**Short problem**: Without the pictures, set down every line of the data exactly.

* * * * * * * * *

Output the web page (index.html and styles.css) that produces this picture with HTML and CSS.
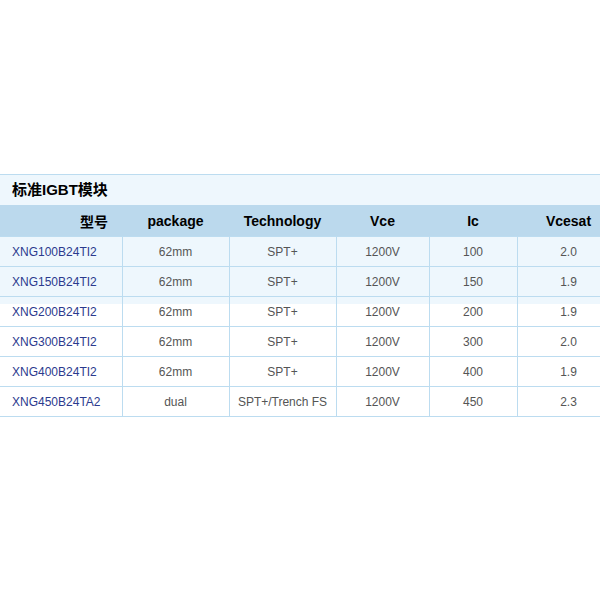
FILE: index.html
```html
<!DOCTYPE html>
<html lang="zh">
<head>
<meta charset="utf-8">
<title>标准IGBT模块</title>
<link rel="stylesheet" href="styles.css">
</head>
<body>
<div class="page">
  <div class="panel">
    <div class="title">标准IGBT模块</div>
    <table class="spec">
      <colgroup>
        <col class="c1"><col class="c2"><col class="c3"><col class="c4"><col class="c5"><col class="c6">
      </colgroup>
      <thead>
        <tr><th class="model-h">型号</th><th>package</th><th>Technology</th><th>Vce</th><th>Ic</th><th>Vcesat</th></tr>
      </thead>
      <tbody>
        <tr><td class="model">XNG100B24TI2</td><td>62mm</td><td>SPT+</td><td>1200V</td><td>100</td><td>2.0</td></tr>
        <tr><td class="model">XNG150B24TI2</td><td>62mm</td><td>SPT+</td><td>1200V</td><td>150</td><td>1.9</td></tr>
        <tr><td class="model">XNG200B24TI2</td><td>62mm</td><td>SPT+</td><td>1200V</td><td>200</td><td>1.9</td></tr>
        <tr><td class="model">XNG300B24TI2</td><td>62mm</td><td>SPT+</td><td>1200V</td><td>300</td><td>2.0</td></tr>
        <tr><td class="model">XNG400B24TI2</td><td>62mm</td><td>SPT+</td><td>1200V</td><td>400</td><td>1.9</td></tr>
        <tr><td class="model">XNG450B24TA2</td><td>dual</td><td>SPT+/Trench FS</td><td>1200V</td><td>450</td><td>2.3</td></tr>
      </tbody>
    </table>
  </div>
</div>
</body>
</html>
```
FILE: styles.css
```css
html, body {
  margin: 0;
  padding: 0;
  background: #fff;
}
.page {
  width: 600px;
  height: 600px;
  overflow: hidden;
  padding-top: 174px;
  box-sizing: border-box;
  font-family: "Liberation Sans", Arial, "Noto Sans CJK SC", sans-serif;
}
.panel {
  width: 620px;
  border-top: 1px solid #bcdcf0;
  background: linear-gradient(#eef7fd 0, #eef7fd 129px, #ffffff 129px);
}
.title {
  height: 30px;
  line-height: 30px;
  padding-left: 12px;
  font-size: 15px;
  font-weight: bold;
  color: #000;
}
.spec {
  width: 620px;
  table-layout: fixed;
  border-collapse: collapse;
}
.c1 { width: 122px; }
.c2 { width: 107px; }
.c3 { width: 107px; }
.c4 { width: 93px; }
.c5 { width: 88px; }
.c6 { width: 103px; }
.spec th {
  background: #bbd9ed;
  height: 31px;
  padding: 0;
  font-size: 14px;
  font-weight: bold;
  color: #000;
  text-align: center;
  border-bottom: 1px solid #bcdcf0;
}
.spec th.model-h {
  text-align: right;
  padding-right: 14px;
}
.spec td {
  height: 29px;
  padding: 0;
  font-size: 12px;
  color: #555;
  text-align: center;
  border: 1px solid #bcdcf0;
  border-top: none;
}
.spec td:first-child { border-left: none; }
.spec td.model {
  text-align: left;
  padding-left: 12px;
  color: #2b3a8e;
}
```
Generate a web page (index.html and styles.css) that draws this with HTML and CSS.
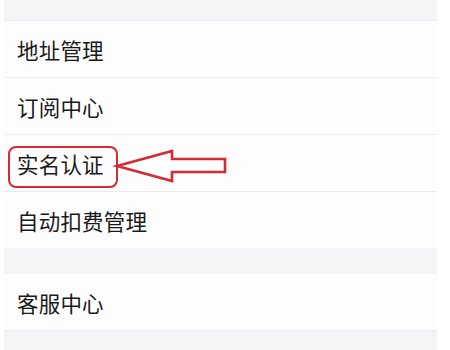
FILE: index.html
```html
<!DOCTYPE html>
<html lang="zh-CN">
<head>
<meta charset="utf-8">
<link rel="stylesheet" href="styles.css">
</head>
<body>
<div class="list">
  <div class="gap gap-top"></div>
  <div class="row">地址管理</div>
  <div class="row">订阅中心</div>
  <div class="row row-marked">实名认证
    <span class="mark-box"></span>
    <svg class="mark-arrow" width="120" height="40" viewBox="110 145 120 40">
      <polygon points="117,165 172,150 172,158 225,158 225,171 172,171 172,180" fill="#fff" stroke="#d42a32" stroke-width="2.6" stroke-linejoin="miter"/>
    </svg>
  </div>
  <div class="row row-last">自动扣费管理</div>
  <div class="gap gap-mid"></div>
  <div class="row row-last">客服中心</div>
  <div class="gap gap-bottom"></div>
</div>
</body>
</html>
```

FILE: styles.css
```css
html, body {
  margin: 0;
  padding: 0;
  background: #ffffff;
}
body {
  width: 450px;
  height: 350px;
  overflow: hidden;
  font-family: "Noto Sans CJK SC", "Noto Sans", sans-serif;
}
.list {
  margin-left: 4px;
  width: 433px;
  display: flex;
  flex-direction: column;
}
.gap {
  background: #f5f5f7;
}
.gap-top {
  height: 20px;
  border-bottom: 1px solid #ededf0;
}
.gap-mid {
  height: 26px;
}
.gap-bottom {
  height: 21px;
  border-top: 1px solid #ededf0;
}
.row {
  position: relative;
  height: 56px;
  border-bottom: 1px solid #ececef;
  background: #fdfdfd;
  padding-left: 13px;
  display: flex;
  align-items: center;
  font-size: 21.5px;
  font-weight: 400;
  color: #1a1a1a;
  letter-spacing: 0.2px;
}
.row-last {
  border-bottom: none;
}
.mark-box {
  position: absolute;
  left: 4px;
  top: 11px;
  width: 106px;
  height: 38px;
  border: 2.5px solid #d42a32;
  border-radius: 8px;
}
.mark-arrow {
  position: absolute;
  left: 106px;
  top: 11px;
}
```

* * * * * * * * *

**Finished task**:
Output the web page (index.html and styles.css) that produces this picture with HTML and CSS.
FILE: index.html
```html
<!DOCTYPE html>
<html lang="zh">
<head>
<meta charset="utf-8">
<title>标准IGBT模块</title>
<link rel="stylesheet" href="styles.css">
</head>
<body>
<div class="page">
  <div class="panel">
    <div class="title">标准IGBT模块</div>
    <table class="spec">
      <colgroup>
        <col class="c1"><col class="c2"><col class="c3"><col class="c4"><col class="c5"><col class="c6">
      </colgroup>
      <thead>
        <tr><th class="model-h">型号</th><th>package</th><th>Technology</th><th>Vce</th><th>Ic</th><th>Vcesat</th></tr>
      </thead>
      <tbody>
        <tr><td class="model">XNG100B24TI2</td><td>62mm</td><td>SPT+</td><td>1200V</td><td>100</td><td>2.0</td></tr>
        <tr><td class="model">XNG150B24TI2</td><td>62mm</td><td>SPT+</td><td>1200V</td><td>150</td><td>1.9</td></tr>
        <tr><td class="model">XNG200B24TI2</td><td>62mm</td><td>SPT+</td><td>1200V</td><td>200</td><td>1.9</td></tr>
        <tr><td class="model">XNG300B24TI2</td><td>62mm</td><td>SPT+</td><td>1200V</td><td>300</td><td>2.0</td></tr>
        <tr><td class="model">XNG400B24TI2</td><td>62mm</td><td>SPT+</td><td>1200V</td><td>400</td><td>1.9</td></tr>
        <tr><td class="model">XNG450B24TA2</td><td>dual</td><td>SPT+/Trench FS</td><td>1200V</td><td>450</td><td>2.3</td></tr>
      </tbody>
    </table>
  </div>
</div>
</body>
</html>
```
FILE: styles.css
```css
html, body {
  margin: 0;
  padding: 0;
  background: #fff;
}
.page {
  width: 600px;
  height: 600px;
  overflow: hidden;
  padding-top: 174px;
  box-sizing: border-box;
  font-family: "Liberation Sans", Arial, "Noto Sans CJK SC", sans-serif;
}
.panel {
  width: 620px;
  border-top: 1px solid #bcdcf0;
  background: linear-gradient(#eef7fd 0, #eef7fd 129px, #ffffff 129px);
}
.title {
  height: 30px;
  line-height: 30px;
  padding-left: 12px;
  font-size: 15px;
  font-weight: bold;
  color: #000;
}
.spec {
  width: 620px;
  table-layout: fixed;
  border-collapse: collapse;
}
.c1 { width: 122px; }
.c2 { width: 107px; }
.c3 { width: 107px; }
.c4 { width: 93px; }
.c5 { width: 88px; }
.c6 { width: 103px; }
.spec th {
  background: #bbd9ed;
  height: 31px;
  padding: 0;
  font-size: 14px;
  font-weight: bold;
  color: #000;
  text-align: center;
  border-bottom: 1px solid #bcdcf0;
}
.spec th.model-h {
  text-align: right;
  padding-right: 14px;
}
.spec td {
  height: 29px;
  padding: 0;
  font-size: 12px;
  color: #555;
  text-align: center;
  border: 1px solid #bcdcf0;
  border-top: none;
}
.spec td:first-child { border-left: none; }
.spec td.model {
  text-align: left;
  padding-left: 12px;
  color: #2b3a8e;
}
```
Generate a web page (index.html and styles.css) that draws this with HTML and CSS.
FILE: index.html
```html
<!DOCTYPE html>
<html lang="zh-CN">
<head>
<meta charset="utf-8">
<link rel="stylesheet" href="styles.css">
</head>
<body>
<div class="list">
  <div class="gap gap-top"></div>
  <div class="row">地址管理</div>
  <div class="row">订阅中心</div>
  <div class="row row-marked">实名认证
    <span class="mark-box"></span>
    <svg class="mark-arrow" width="120" height="40" viewBox="110 145 120 40">
      <polygon points="117,165 172,150 172,158 225,158 225,171 172,171 172,180" fill="#fff" stroke="#d42a32" stroke-width="2.6" stroke-linejoin="miter"/>
    </svg>
  </div>
  <div class="row row-last">自动扣费管理</div>
  <div class="gap gap-mid"></div>
  <div class="row row-last">客服中心</div>
  <div class="gap gap-bottom"></div>
</div>
</body>
</html>
```

FILE: styles.css
```css
html, body {
  margin: 0;
  padding: 0;
  background: #ffffff;
}
body {
  width: 450px;
  height: 350px;
  overflow: hidden;
  font-family: "Noto Sans CJK SC", "Noto Sans", sans-serif;
}
.list {
  margin-left: 4px;
  width: 433px;
  display: flex;
  flex-direction: column;
}
.gap {
  background: #f5f5f7;
}
.gap-top {
  height: 20px;
  border-bottom: 1px solid #ededf0;
}
.gap-mid {
  height: 26px;
}
.gap-bottom {
  height: 21px;
  border-top: 1px solid #ededf0;
}
.row {
  position: relative;
  height: 56px;
  border-bottom: 1px solid #ececef;
  background: #fdfdfd;
  padding-left: 13px;
  display: flex;
  align-items: center;
  font-size: 21.5px;
  font-weight: 400;
  color: #1a1a1a;
  letter-spacing: 0.2px;
}
.row-last {
  border-bottom: none;
}
.mark-box {
  position: absolute;
  left: 4px;
  top: 11px;
  width: 106px;
  height: 38px;
  border: 2.5px solid #d42a32;
  border-radius: 8px;
}
.mark-arrow {
  position: absolute;
  left: 106px;
  top: 11px;
}
```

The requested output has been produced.